Edinburgh and London. William Blackwood and Sons, 1841. First edition.
8vo. In three volumes. viii, 403, [1]; [4], 389, [1]; [4], 429pp, [1]. With half-titles. Contemporary gilt-tooled calf, brown cloth boards, contrasting red and black morocco lettering-pieces, T.E.G. A trifle rubbed and sunned. Marbled endpapers, scattered spotting. Contemporary ownership inscriptions of J. T. Coleridge to front blank fly-leaves of Vols. II and III. Presentation copy, inked inscription to head of title page of Vol. I: 'The Honble. Mr. Justice Coleridge / with the author's / compliments / 13th Nov. 1841'.
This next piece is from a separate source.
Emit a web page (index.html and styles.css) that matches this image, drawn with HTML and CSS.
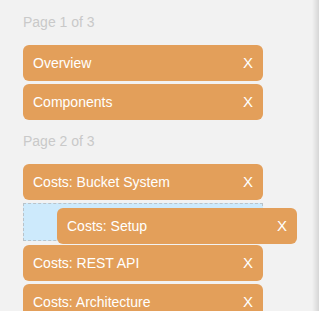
FILE: index.html
```html
<!DOCTYPE html>
<html lang="en">
<head>
  <meta charset="UTF-8" />
  <title>Pages</title>
  <link rel="stylesheet" href="styles.css">
</head>
<body>
  <div class="panel">
    <div class="page-label">Page 1 of 3</div>
    <ul class="page-list">
      <li class="item"><span>Overview</span><span class="close">X</span></li>
      <li class="item"><span>Components</span><span class="close">X</span></li>
    </ul>

    <div class="page-label">Page 2 of 3</div>
    <ul class="page-list">
      <li class="item"><span>Costs: Bucket System</span><span class="close">X</span></li>
      <li class="placeholder"></li>
      <li class="item"><span>Costs: REST API</span><span class="close">X</span></li>
      <li class="item"><span>Costs: Architecture</span><span class="close">X</span></li>
    </ul>

    <!-- item being dragged -->
    <div class="item dragging"><span>Costs: Setup</span><span class="close">X</span></div>
  </div>
</body>
</html>
```

FILE: styles.css
```css
html, body {
  margin: 0;
  height: 100%;
  background: #fff;
  font-family: 'Liberation Sans', Arial, sans-serif;
  overflow: hidden;
}

.panel {
  position: relative;
  width: 319px;
  height: 100%;
  box-sizing: border-box;
  padding: 14px 0 0 23px;
  background: linear-gradient(to right, #f2f2f2 0, #f2f2f2 312px, #e6e6e6 315px, #d6d6d6 319px);
}

.page-label {
  font-size: 14px;
  line-height: 16px;
  color: #c9c9c9;
  margin-bottom: 15px;
}

.page-list {
  list-style: none;
  margin: 0;
  padding: 0 0 10px 0;
}

.item {
  display: flex;
  justify-content: space-between;
  width: 240px;
  height: 36px;
  box-sizing: border-box;
  padding: 0 10px;
  margin-bottom: 3px;
  border-radius: 6px;
  background-color: #e39f5a;
  color: #fff;
  font-size: 14px;
  line-height: 36px;
}

.close {
  font-size: 15px;
}

.placeholder {
  width: 240px;
  height: 38px;
  box-sizing: border-box;
  margin-bottom: 4px;
  border: 1px dashed #b9c3ca;
  background-color: #cdeafc;
}

.dragging {
  position: absolute;
  left: 57px;
  top: 208px;
  margin: 0;
}
```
A choice presentation copy of first British edition in book form (the text was pirated and published in Philadelphia in 1840-41, a few months before this first authorised edition) of British barrister Samuel Warren's (1807-1877) second novel, initially serialised in Blackwood's Magazine from 1839 to 1841. An immediate best-seller, the novel was one of the earliest narratives concerned with the legal system, and is said to have influenced Dickens, who appears to have borrowed numerous images and ideas, particularly for Bleak House (1852-53). In spite of the negative reaction of Edgar Allan Poe, who called in 'shamefully ill-written' (Graham's Magazine, November, 1841), the book was a sensational commercial success, with new print runs and updated editions published regularly to the turn of the century.

Fittingly, this copy was presented by the author to John Taylor Coleridge (1790-1876), himself a judge, the nephew of the Romantic poet Samuel Taylor Coleridge, and sometime editor of the Quarterly Review.